Is the impact of social media on our mental health worth talking about?

Yes, it is! Most of us come across news of indi­viduals committing suicide, either due to depres­sion or due to being bullied and harassed online. I used to think that one should not pay heed to ran­dom comments they receive online by individu­als sitting miles away behind a screen. However, the impact of people’s negativity on your mental health cannot be denied any longer.

People use their social media quite irrespon­sibly, letting their ‘dark side’ out and end up hurt­ing people. Also, due to this social media addic­tion, we are shaped to recognise our worth based on other’s opinions.

According to recent research regarding men­tal health, effects of social media use on our men­tal health is comparable to drug addiction. Every like we get and every comment we receive is like a shot of dopamine which gives us a false sense of happiness. To experience that feeling again, we check the number of likes one more time, we post online one more time, to feel happy one more time. We get ‘high’ on others’ appraisals.
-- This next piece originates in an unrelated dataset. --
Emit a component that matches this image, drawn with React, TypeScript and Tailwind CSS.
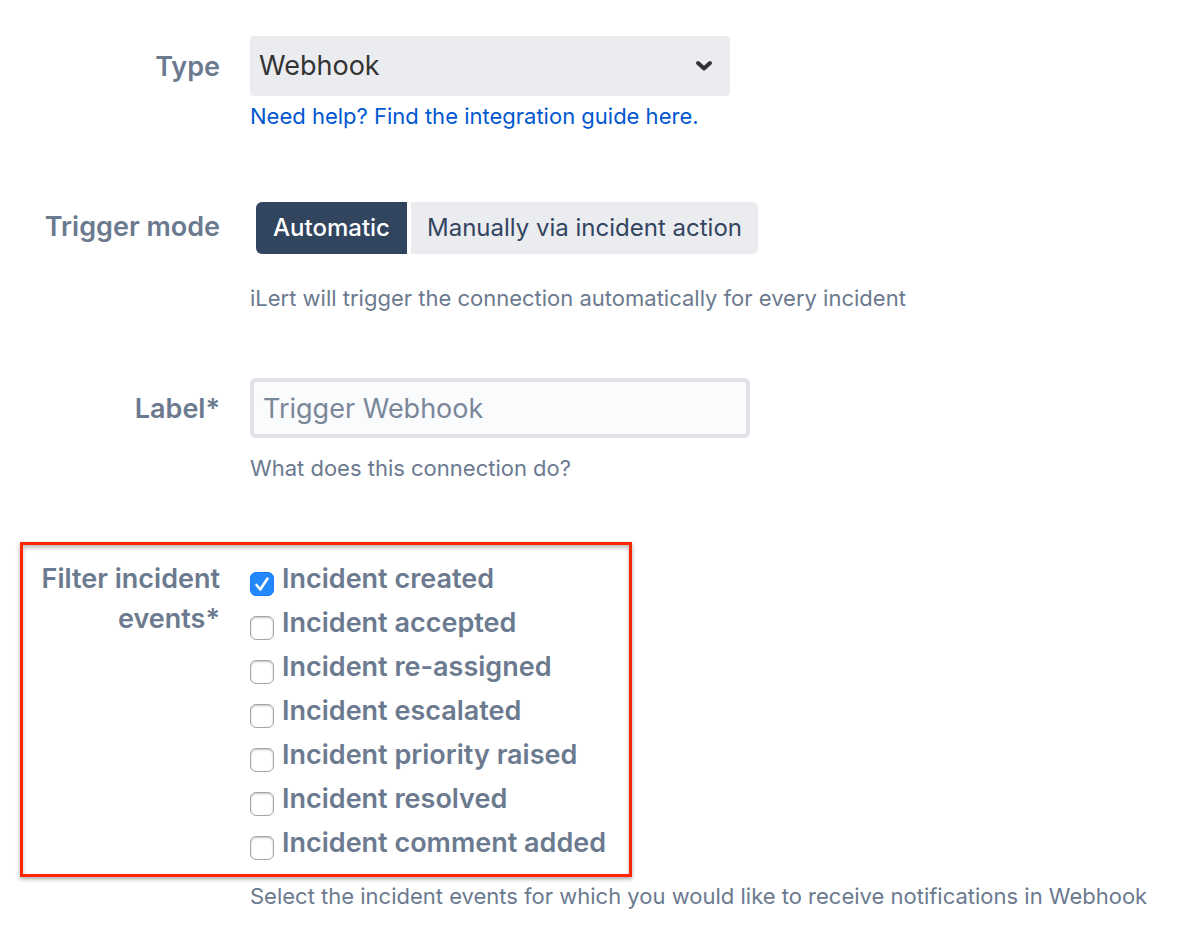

Social media is a highlight reel of our 24 hours. It only shows the bright and accom­plished side of our life. The scary and sad part is that we compare our daily life with other people’s highlight reels, which in conclusion be­comes a source of depression, causing our men­tal health to deteriorate.

Why did I quit?

One day I realised that I had unconsciously checked my phone 30 times while watching a one-hour movie. I was compulsively using social media in every second of my free time. For a pro­fessional, free time should be all about mental and physical relaxation, however, for me that was not the case.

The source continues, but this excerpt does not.